Se eu quisesse, diria que o óptimo livro de Hugo Mezena, «Gente
Séria», se inscreve nesse modo anti-neo-realista da escrita sincopada, quase
asceta, de Filomena Marona Beja, assim poupa vocábulos, inscreve a paisagem e fractura
a narrativa; cruzado pelo lado íntimo com que Lídia Jorge expõe as feridas
impostas pela sociedade ao indivíduo.
Comparei, limitei. Logo sou um mau crítico. Peço desculpa a
Filomena Marona Beja e Lídia Jorge. Principalmente, penalizo-me perante Hugo
Mezena, autor de um romance, primeiro e de fôlego, em que cada página conta, de
rajada, uma micro-história da vida de um rapaz observador com um avô Jorge
patriarcal que escarra para o pátio, um pai maternal, um tio Alexandre que se
insinua quase como personagem reflexo marcando o percurso narrativo da história
que se passa entre os anos de 1987, 1991 e 1995.
Hugo Mezena não crítica ostensivamente a vida da comunidade
de Benomilde, lá para o Norte, com professores primários definitivos, padres à
antiga, autarcas à moderna. O autor gosta, antes, de contar uma história
trágica e cómica, cheia de pormenores requintados e um humor fino e social que
começa logo pelo título. «As pessoas com dinheiro fazem isso: olham como lhes
apetece.
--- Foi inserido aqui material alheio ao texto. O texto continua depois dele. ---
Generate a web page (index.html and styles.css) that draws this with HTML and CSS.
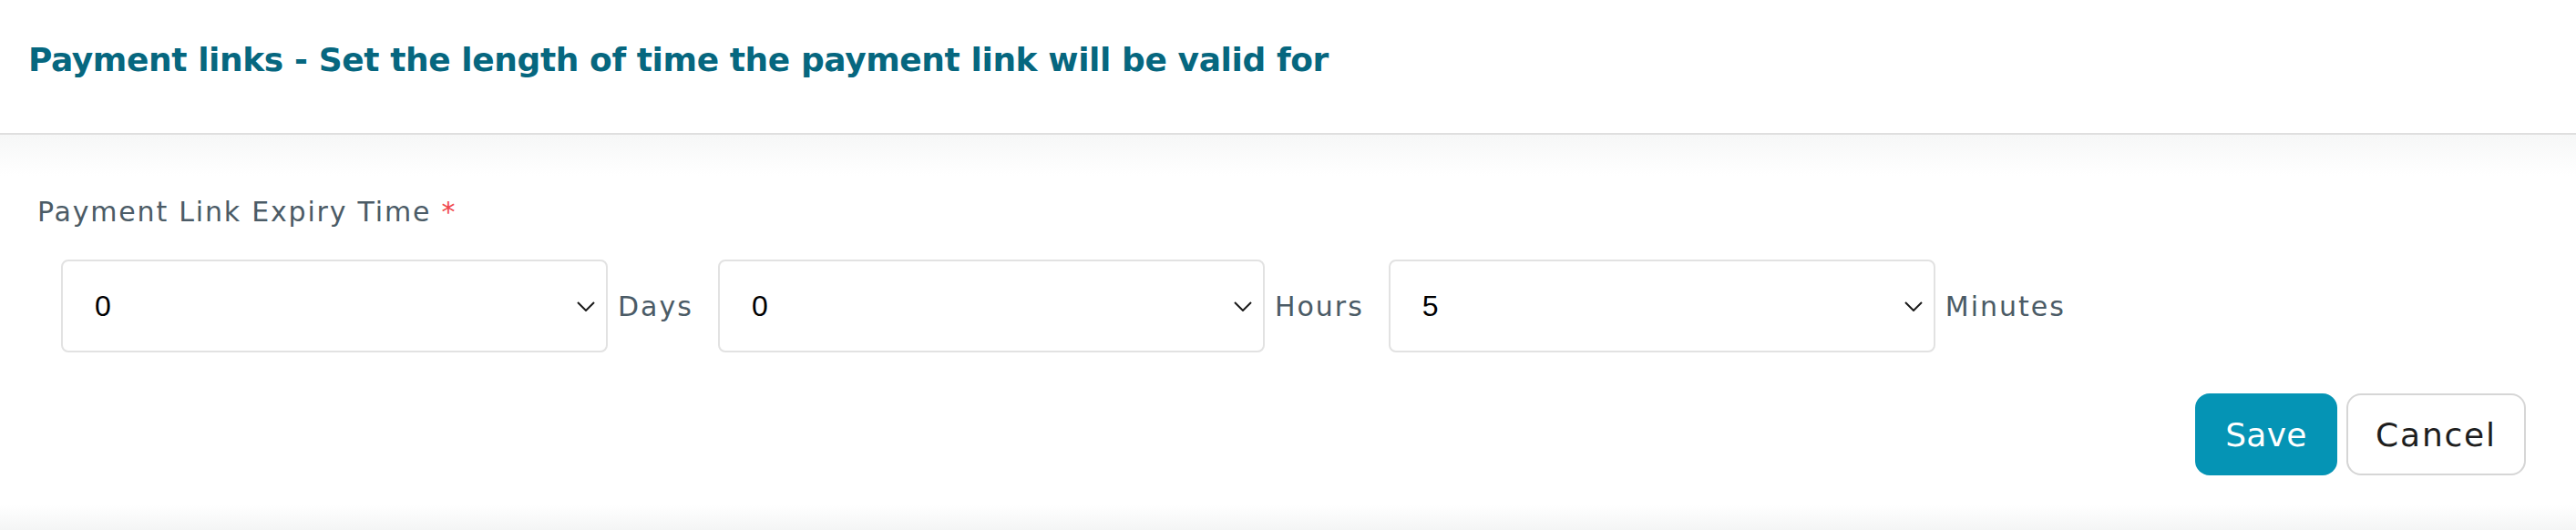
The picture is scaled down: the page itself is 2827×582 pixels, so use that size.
FILE: index.html
```html
<!DOCTYPE html>
<html lang="en">
<head>
    <meta charset="UTF-8">
    <meta name="viewport" content="width=device-width, initial-scale=1">
    <title>Payment links</title>
    <link rel="stylesheet" href="styles.css">
</head>
<body>
    <div class="header">
        <h1 class="title">Payment links - Set the length of time the payment link will be valid for</h1>
    </div>
    <div class="content">
        <label class="field-label" for="days">Payment Link Expiry Time <span class="req">*</span></label>
        <div class="expiry-row">
            <div class="time-part">
                <div class="select-wrap">
                    <select id="days" class="time-select">
                        <option selected>0</option>
                        <option>1</option>
                        <option>2</option>
                    </select>
                    <svg class="chev" width="20" height="11" viewBox="0 0 20 11"><path d="M1 1l9 9 9-9" fill="none" stroke="#1a1a1a" stroke-width="2"/></svg>
                </div>
                <span class="unit">Days</span>
            </div>
            <div class="time-part">
                <div class="select-wrap">
                    <select id="hours" class="time-select">
                        <option selected>0</option>
                        <option>1</option>
                        <option>2</option>
                    </select>
                    <svg class="chev" width="20" height="11" viewBox="0 0 20 11"><path d="M1 1l9 9 9-9" fill="none" stroke="#1a1a1a" stroke-width="2"/></svg>
                </div>
                <span class="unit">Hours</span>
            </div>
            <div class="time-part">
                <div class="select-wrap">
                    <select id="minutes" class="time-select">
                        <option>0</option>
                        <option selected>5</option>
                        <option>10</option>
                    </select>
                    <svg class="chev" width="20" height="11" viewBox="0 0 20 11"><path d="M1 1l9 9 9-9" fill="none" stroke="#1a1a1a" stroke-width="2"/></svg>
                </div>
                <span class="unit">Minutes</span>
            </div>
        </div>
        <div class="actions">
            <button type="button" class="btn btn-save">Save</button>
            <button type="button" class="btn btn-cancel">Cancel</button>
        </div>
    </div>
</body>
</html>
```

FILE: styles.css
```css
body {
    margin: 0;
    padding: 0;
    font-family: "DejaVu Sans", Inter, sans-serif;
    background-color: #fff;
}

.header {
    border-bottom: 2px solid #dfdfdf;
    padding: 44px 31px 58px;
}

.title {
    margin: 0;
    font-size: 36px;
    line-height: 44px;
    font-weight: 700;
    color: #06677f;
    letter-spacing: -0.4px;
}

.content {
    padding: 67px 55px 60px 41px;
    background: linear-gradient(to bottom, #f6f7f7 0, #fff 45px, #fff calc(100% - 28px), #f4f5f5 100%);
}

.field-label {
    display: block;
    font-size: 30px;
    line-height: 36px;
    color: #4b5b66;
    letter-spacing: 1.8px;
}

.req {
    color: #f0484e;
}

.expiry-row {
    display: flex;
    align-items: center;
    gap: 27px;
    margin-top: 34px;
    padding-left: 26px;
}

.time-part {
    display: flex;
    align-items: center;
    gap: 11px;
}

.select-wrap {
    position: relative;
}

.time-select {
    appearance: none;
    -webkit-appearance: none;
    width: 600px;
    height: 102px;
    border: 2px solid #e2e2e2;
    border-radius: 8px;
    background-color: #fff;
    padding: 0 40px 0 35px;
    font-family: "Liberation Sans", Arial, sans-serif;
    font-size: 32px;
    color: #000;
    outline: none;
}

.chev {
    position: absolute;
    right: 14px;
    top: 46px;
    pointer-events: none;
}

.unit {
    font-size: 30px;
    color: #4b5b66;
    letter-spacing: 2px;
}

.actions {
    display: flex;
    justify-content: flex-end;
    gap: 10px;
    margin-top: 45px;
}

.btn {
    height: 90px;
    border-radius: 16px;
    font-family: "DejaVu Sans", Inter, sans-serif;
    font-size: 36px;
    cursor: pointer;
}

.btn-save {
    width: 156px;
    border: none;
    background-color: #0594b5;
    color: #fff;
    letter-spacing: 0.3px;
}

.btn-cancel {
    width: 197px;
    border: 2px solid #d6d6d6;
    background-color: #fff;
    color: #1e1e1e;
    letter-spacing: 1.8px;
}
```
Mas também para onde lhes apetece e durante o tempo que lhes apetece»
e, mais à frente, vendo pelo outro lado «Uma pessoa só vê a sua própria figura
quando já não está a tempo de não se envergonhar.» É obra!
Um livro de consciência e vigor que toca o lado
ficcional de um tal «novo» neo-realismo que muito necessitamos para compreendermos
este difícil mundo, actual e real.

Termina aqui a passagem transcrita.